Optimize LE<->BE conversion by adding a dedicated fast path instead of
using the generic converter. Implement transform_ip function in order to do the
endian swap in place.

This saves buffer allocation for the intermediate format, can be done in place
and also performs the conversion in one step instead of unpack-convert-pack.

For all bit widths the naive algorithm is implemented, which provides the best
performance when compiled with -O3. ORC was considered but eventually removed
as it requires a dedicated function for in-place conversion (due to the
"restrict" parameters).

A more complex algorithm for the 24-bit conversion with unrolled loop and
32-bit processing is implemented in the #if 0 section.
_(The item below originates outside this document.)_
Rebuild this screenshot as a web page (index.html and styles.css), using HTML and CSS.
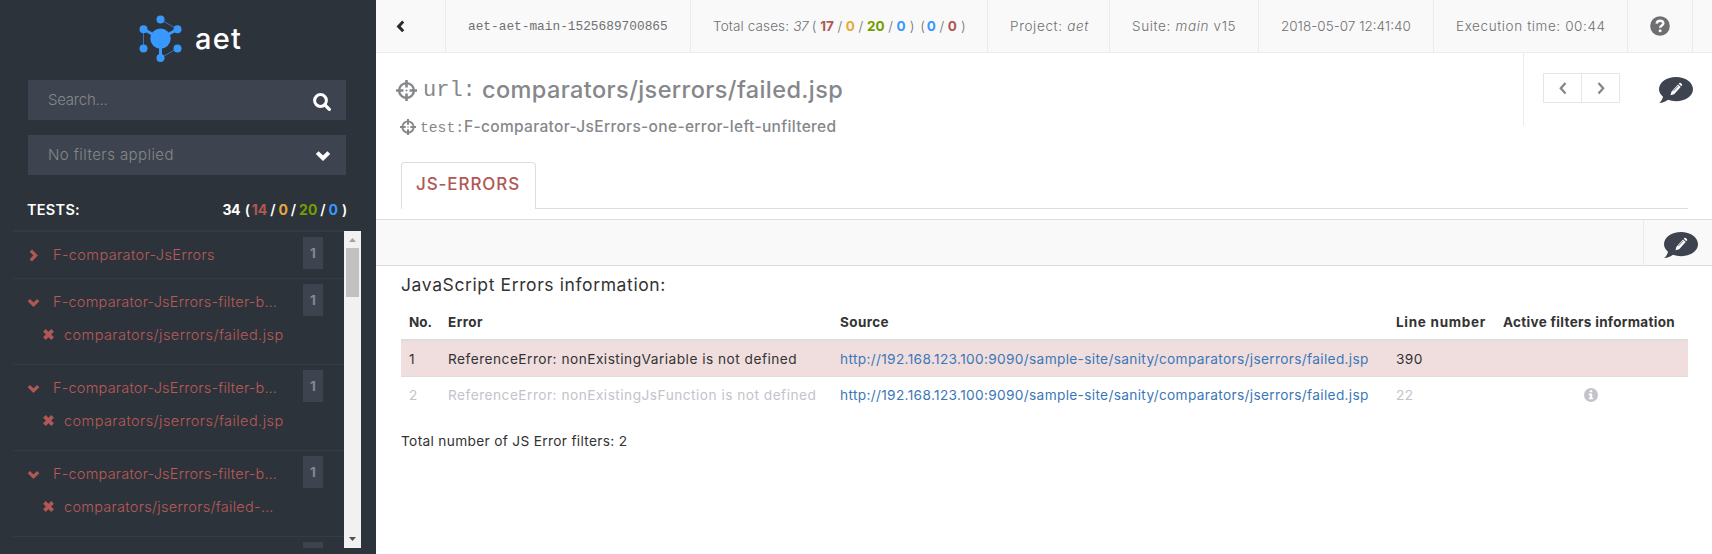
FILE: index.html
```html
<!DOCTYPE html>
<html lang="en">
<head>
<meta charset="utf-8">
<title>AET report</title>
<link rel="stylesheet" href="styles.css">
</head>
<body>
<svg class="defs" width="0" height="0" aria-hidden="true">
  <symbol id="chev-down" viewBox="0 0 16 11"><path d="M2.2 2.6 8 8.2l5.8-5.6" fill="none" stroke="currentColor" stroke-width="4"/></symbol>
  <symbol id="chev-right" viewBox="0 0 9 13"><path d="M1.8 1.6 6.6 6.4 1.8 11.3" fill="none" stroke="currentColor" stroke-width="3.3"/></symbol>
  <symbol id="cross" viewBox="0 0 11 11"><path d="M1.4 1.4l8.2 8.2M9.6 1.4 1.4 9.6" fill="none" stroke="currentColor" stroke-width="3.7"/></symbol>
  <symbol id="target" viewBox="0 0 21 21"><circle cx="10.5" cy="10.5" r="7.4" fill="none" stroke="currentColor" stroke-width="2.4"/><path d="M10.5 0v7.4M10.5 13.6V21M0 10.5h7.4M13.6 10.5H21" stroke="currentColor" stroke-width="2.6"/><circle cx="10.5" cy="10.5" r="1" fill="currentColor"/></symbol>
  <symbol id="note" viewBox="0 0 34 26"><path d="M17 0C26.4 0 34 5.400 34 12.200S26.400 24.200 17 24.200c-2.900 0-5.600-.5-8-1.400C6.600 24.700 3.600 26 .2 26c2-1.700 3.300-3.900 3.800-6.300C1.500 17.600 0 15 0 12.200 0 5.400 7.600 0 17 0z" fill="#3d444f"/><path d="M12.400 14.700l6.600-7.200 2.700 2.500-6.600 7.200-3.600 1zM19.700 6.800l.7-.7q.7-.5 1.300 0l1.300 1.200q.5.6 0 1.300l-.6.7z" fill="#fff"/><path d="M14.300 14.200l5-5.400" stroke="#3d444f" stroke-width=".7"/></symbol>
</svg>
<div class="app">
  <aside class="sidebar">
    <div class="brand">
      <svg class="logo" width="44" height="48" viewBox="0 0 44 48">
        <g stroke="#3998fd" fill="#3998fd">
          <path d="M22.500 5.500 39.500 15.300M5.500 15.300v19M39.500 34.300 22.500 44" stroke-width="1" opacity=".65"/>
          <path d="M5.500 15.300 22.500 24.600 39.500 15.300M22.500 24.600V44" fill="none" stroke-width="3"/>
          <g stroke="none"><circle cx="22.500" cy="24.600" r="10.200"/><circle cx="22.500" cy="5.500" r="4"/><circle cx="5.500" cy="15.300" r="4"/><circle cx="39.500" cy="15.300" r="4"/><circle cx="5.500" cy="34.500" r="4"/><circle cx="39.500" cy="34.500" r="4"/><circle cx="22.500" cy="44" r="4"/></g>
        </g>
      </svg>
      <span class="brand-name">aet</span>
    </div>
    <div class="field search"><span>Search...</span>
      <svg width="18" height="18" viewBox="0 0 18 18" fill="none" stroke="#fff"><circle cx="7.500" cy="7.500" r="5.900" stroke-width="3"/><path d="M12 12l4.300 4.300" stroke-width="3.300" stroke-linecap="round"/></svg>
    </div>
    <div class="field filter"><span>No filters applied</span><svg width="16" height="11"><use href="#chev-down"/></svg></div>
    <div class="tests"><span class="tests-label">TESTS:</span>
      <span class="tests-count"><b class="n34">34</b><i>(</i><b class="red">14</b><i>/</i><b class="yellow">0</b><i>/</i><b class="green">20</b><i>/</i><b class="blue">0</b><i class="last">)</i></span>
    </div>
    <div class="list">
      <ul class="tree">
        <li class="node closed"><div class="row"><svg class="chev-r" width="9" height="13"><use href="#chev-right"/></svg><span class="name full">F-comparator-JsErrors</span><em class="badge">1</em></div></li>
        <li class="node"><div class="row"><svg class="chev-d" width="13" height="9"><use href="#chev-down"/></svg><span class="name">F-comparator-JsErrors-filter-b…</span><em class="badge">1</em></div><div class="child"><svg width="11" height="11"><use href="#cross"/></svg><span class="leaf">comparators/jserrors/failed.jsp</span></div></li>
        <li class="node"><div class="row"><svg class="chev-d" width="13" height="9"><use href="#chev-down"/></svg><span class="name">F-comparator-JsErrors-filter-b…</span><em class="badge">1</em></div><div class="child"><svg width="11" height="11"><use href="#cross"/></svg><span class="leaf">comparators/jserrors/failed.jsp</span></div></li>
        <li class="node"><div class="row"><svg class="chev-d" width="13" height="9"><use href="#chev-down"/></svg><span class="name">F-comparator-JsErrors-filter-b…</span><em class="badge">1</em></div><div class="child"><svg width="11" height="11"><use href="#cross"/></svg><span class="leaf cut">comparators/jserrors/failed-…</span></div></li>
        <li class="node"><div class="row"><em class="badge"></em></div></li>
      </ul>
      <div class="scrollbar">
        <svg width="17" height="17"><path d="M5 11h7L8.500 7z" fill="#a3a3a3"/></svg>
        <div class="thumb"></div>
        <svg class="down" width="17" height="17"><path d="M5 6h7L8.500 10z" fill="#505050"/></svg>
      </div>
    </div>
  </aside>
  <main class="main">
    <header class="topbar">
      <div class="cell back"><svg width="9" height="13" viewBox="0 0 9 13"><path d="M7.200 1.500 2.600 6.400l4.600 4.900" fill="none" stroke="#2b2b2b" stroke-width="3"/></svg></div>
      <div class="cell build">aet-aet-main-1525689700865</div>
      <div class="cell cases"><span class="cases-label">Total cases:</span><i class="total">37</i><s>(</s><b class="red">17</b><s>/</s><b class="yellow">0</b><s>/</s><b class="green">20</b><s>/</s><b class="blue">0</b><s class="close">)</s><s class="open">(</s><b class="blue">0</b><s>/</s><b class="red">0</b><s class="close">)</s></div>
      <div class="cell project"><span>Project: <i>aet</i></span></div>
      <div class="cell suite"><span>Suite: <i>main</i> v15</span></div>
      <div class="cell date">2018-05-07 12:41:40</div>
      <div class="cell time">Execution time: 00:44</div>
      <div class="cell help"><svg width="20" height="20" viewBox="0 0 20 20"><circle cx="10" cy="10" r="9.800" fill="#6f6f72"/><path d="M6.700 7.600C6.900 5.500 8.300 4.700 10 4.700c1.900 0 3.300 1 3.300 2.600 0 2.300-3.100 2.200-3.100 4.500" fill="none" stroke="#f9f9f9" stroke-width="2.500"/><circle cx="10.100" cy="14.800" r="1.500" fill="#f9f9f9"/></svg></div>
    </header>
    <section class="title-area">
      <div class="titles">
        <h1 class="url"><svg width="21" height="21"><use href="#target"/></svg><code>url:</code><span>comparators/jserrors/failed.jsp</span></h1>
        <h2 class="test"><svg width="16" height="16"><use href="#target"/></svg><code>test:</code><span>F-comparator-JsErrors-one-error-left-unfiltered</span></h2>
      </div>
      <div class="actions">
        <div class="pager">
          <span><svg width="8" height="13" viewBox="0 0 8 13"><path d="M6.500 1 1.800 6.300l4.700 5.200" fill="none" stroke="#85878b" stroke-width="2.300"/></svg></span>
          <span><svg width="8" height="13" viewBox="0 0 8 13"><path d="M1.500 1l4.700 5.300-4.700 5.200" fill="none" stroke="#85878b" stroke-width="2.300"/></svg></span>
        </div>
        <svg class="note" width="34" height="26"><use href="#note"/></svg>
      </div>
    </section>
    <nav class="tabs"><div class="tab">JS-ERRORS</div></nav>
    <div class="toolbar"><div class="toolbar-note"><svg width="34" height="26"><use href="#note"/></svg></div></div>
    <section class="report">
      <h3>JavaScript Errors information:</h3>
      <div class="table">
        <div class="tr head"><div class="th-no">No.</div><div class="th-error">Error</div><div class="th-source">Source</div><div class="th-line">Line number</div><div class="th-filters">Active filters information</div></div>
        <div class="tr failed"><div>1</div><div class="msg">ReferenceError: nonExistingVariable is not defined</div><div><a>http://192.168.123.100:9090/sample-site/sanity/comparators/jserrors/failed.jsp</a></div><div class="num">390</div><div></div></div>
        <div class="tr filtered"><div>2</div><div class="msg">ReferenceError: nonExistingJsFunction is not defined</div><div><a>http://192.168.123.100:9090/sample-site/sanity/comparators/jserrors/failed.jsp</a></div><div class="num">22</div><div class="info"><svg width="14" height="14" viewBox="0 0 14 14"><circle cx="7" cy="7" r="7" fill="#c3c3cb"/><path d="M5.800 2.200h2.400v2H5.800zM4.800 5.500h3.400v4.300h1v1.500H4.800V9.800h1V7h-1z" fill="#fff"/></svg></div></div>
      </div>
      <p class="summary">Total number of JS Error filters: 2</p>
    </section>
  </main>
</div>
</body>
</html>
```
FILE: styles.css
```css
* { box-sizing: border-box; }
body { margin: 0; font-family: Inter, "Noto Sans", sans-serif; font-size: 13.7px; color: #333; background: #fff; overflow: hidden; }
h1, h2, h3, p, ul { margin: 0; padding: 0; font-weight: 400; }
ul { list-style: none; }
svg { display: block; flex: none; }
.defs { position: absolute; }
code { font-family: "Liberation Mono", monospace; }
.red { color: #b15754; }
.yellow { color: #eaa83c; }
.green { color: #739e00; }
.blue { color: #3998fd; }

.app { display: flex; width: 1712px; height: 554px; }

/* Sidebar */
.sidebar { width: 376px; height: 554px; background: #2d333b; color: #fff; flex: none; overflow: hidden; }
.brand { display: flex; height: 80px; padding: 14px 0 0 138px; }
.brand-name { margin-left: 13px; font-size: 29px; font-weight: 500; line-height: 49px; letter-spacing: 1.2px; }
.field { display: flex; align-items: center; justify-content: space-between; width: 318px; height: 40px; margin: 0 0 15px 28px; padding: 0 15px 0 20px; background: #3e444f; color: #85878a; font-size: 15px; font-weight: 300; }
.field span { padding-bottom: 2px; }
.search span { letter-spacing: -.24px; }
.search svg { margin-top: 4px; }
.filter span { letter-spacing: .42px; }
.filter svg { color: #fff; }
.tests { display: flex; justify-content: space-between; align-items: center; height: 40px; width: 319px; margin-left: 28px; padding-bottom: 1px; font-size: 14.5px; font-weight: 600; }
.tests-label { letter-spacing: .26px; margin-left: -1px; }
.tests-count { display: flex; font-size: 14px; }
.tests-count b { font-weight: 700; letter-spacing: .1px; }
.tests-count .n34 { letter-spacing: -.7px; margin-right: 4px; }
.tests-count i { font-style: normal; width: 9px; text-align: center; margin: 0 1px; }
.tests-count i:nth-of-type(1) { width: 5px; margin-right: 2px; }
.tests-count .last { width: 5px; margin: 0 0 0 4px; }
.list { display: flex; width: 348px; height: 318px; margin-left: 13px; overflow: hidden; }
.tree { width: 331px; border-top: 1px solid #343b47; color: #b95a57; font-size: 14.5px; font-weight: 300; }
.node { height: 86px; border-top: 1px solid #343b47; }
.node.closed { height: 47px; }
.row { display: flex; align-items: center; height: 46px; padding-left: 14px; }
.row svg, .child svg { margin-top: 0; color: #b15754; }
.row .chev-r { margin-left: 2px; }
.row .name { padding-bottom: 2px; }
.name { width: 223px; margin-left: 13px; letter-spacing: .22px; white-space: nowrap; }
.name.full { letter-spacing: .39px; margin-left: 15px; }
.badge { width: 20px; height: 32px; margin: -5px 21px 0 auto; background: #3e444f; color: #85898e; font-style: normal; font-size: 13.5px; font-weight: 700; line-height: 32px; text-align: center; }
.child { display: flex; align-items: center; height: 18px; padding-left: 30px; }
.leaf { margin-left: 10px; letter-spacing: .43px; white-space: nowrap; }
.leaf.cut { letter-spacing: .28px; }
.scrollbar { display: flex; flex-direction: column; width: 17px; height: 317px; margin-top: 1px; background: #f1f1f1; }
.thumb { width: 13px; height: 49px; margin-left: 2px; background: #c1c1c1; }
.scrollbar .down { margin-top: auto; }

/* Top bar */
.main { flex: 1; min-width: 0; }
.topbar { display: grid; grid-template-columns: 70px 245px 297px 122px 149px 175px 194px 65px; height: 53px; background: #f9f9f9; border-bottom: 1px solid #ebebeb; color: #707073; font-size: 13.5px; font-weight: 300; }
.cell { display: flex; align-items: center; border-right: 1px solid #ebebeb; padding-left: 22px; white-space: nowrap; }
.back { padding-left: 20px; }
.build { font-family: "Liberation Mono", monospace; font-size: 12.8px; font-weight: 400; padding-left: 22px; }
.cases-label { letter-spacing: .12px; }
.cases b { font-weight: 700; }
.cases s { width: 12px; text-align: center; text-decoration: none; }
.cases .close { width: 13px; }
.cases .open { width: 8px; }
.cases .total { margin-left: 4px; letter-spacing: -.4px; }
.project { letter-spacing: .66px; }
.suite { letter-spacing: .64px; }
.time { letter-spacing: .6px; }
.help { padding-left: 22px; }

/* Page title */
.title-area { display: flex; height: 109px; }
.titles { width: 1147px; padding-left: 20px; color: #85878b; }
.url { display: flex; align-items: center; height: 36px; margin-top: 19px; font-size: 23.5px; font-weight: 500; }
.url code { width: 59px; margin-left: 6px; font-size: 22px; font-weight: 400; }
.url span { margin-left: 0; padding-bottom: 2px; letter-spacing: .4px; }
.test { display: flex; align-items: center; height: 24px; margin-top: 7px; padding-left: 4px; font-size: 15.5px; font-weight: 500; }
.test code { width: 44px; margin-left: 4px; font-size: 14.67px; font-weight: 400; padding-top: 1px; }
.test span { padding-bottom: 2px; letter-spacing: .33px; }
.actions { display: flex; height: 73px; border-left: 1px solid #ebebeb; padding: 20px 0 0 19px; }
.pager { display: flex; height: 30px; border: 1px solid #e6e6e6; }
.pager span { display: flex; align-items: center; justify-content: center; width: 37px; }
.pager span + span { width: 38px; border-left: 1px solid #e6e6e6; }
.note { margin: 4px 0 0 39px; }
.tabs { height: 47px; margin: 0 24px 0 25px; border-bottom: 1px solid #ddd; }
.tab { width: 135px; height: 47px; border: 1px solid #ddd; border-bottom: 0; border-radius: 4px 4px 0 0; background: #fff; padding-left: 14px; line-height: 43px; color: #b15754; font-size: 17px; font-weight: 500; letter-spacing: .9px; }
.toolbar { display: flex; justify-content: flex-end; height: 47px; margin-top: 10px; border: solid #dcdce2; border-width: 1px 0; background: #f9f9f9; }
.toolbar-note { width: 69px; height: 46px; padding: 12px 0 0 20px; border-left: 1px solid #ebebeb; }

/* Error table */
.report { padding: 7px 24px 0 25px; }
.report h3 { height: 24px; line-height: 23px; font-size: 17.5px; letter-spacing: .61px; }
.table { margin-top: 7px; }
.tr { display: grid; grid-template-columns: 39px 392px 556px 107px 193px; height: 36px; align-items: center; white-space: nowrap; }
.tr > div { padding-left: 8px; }
.head { height: 37px; border-bottom: 2px solid #ddd; font-size: 13.5px; font-weight: 700; padding-bottom: 0; }
.failed { background: #f0dede; border-bottom: 1px solid #ddd; }
.filtered { color: #c3c3cb; }
.msg { letter-spacing: .48px; }
.num { letter-spacing: .4px; }
.th-error { letter-spacing: .45px; }
.th-source { letter-spacing: .39px; }
.th-line { letter-spacing: .72px; }
.th-filters { letter-spacing: .31px; }
.tr a { color: #3b77b7; letter-spacing: .33px; }
.info svg { margin-left: 81px; }
.summary { height: 20px; margin-top: 18px; line-height: 20px; letter-spacing: .33px; }
```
It performs better if
compiled with -O2. With -O3 however the naive algorithm performs better.

https://bugzilla.gnome.org/show_bug.cgi?id=773073
---
 gst-libs/gst/audio/audio-converter.c | 234 +++++++++++++++++++++++++--
 gst-libs/gst/audio/audio-converter.h |   2 +
 gst/audioconvert/gstaudioconvert.c   |  15 ++
 3 files changed, 241 insertions(+), 10 deletions(-)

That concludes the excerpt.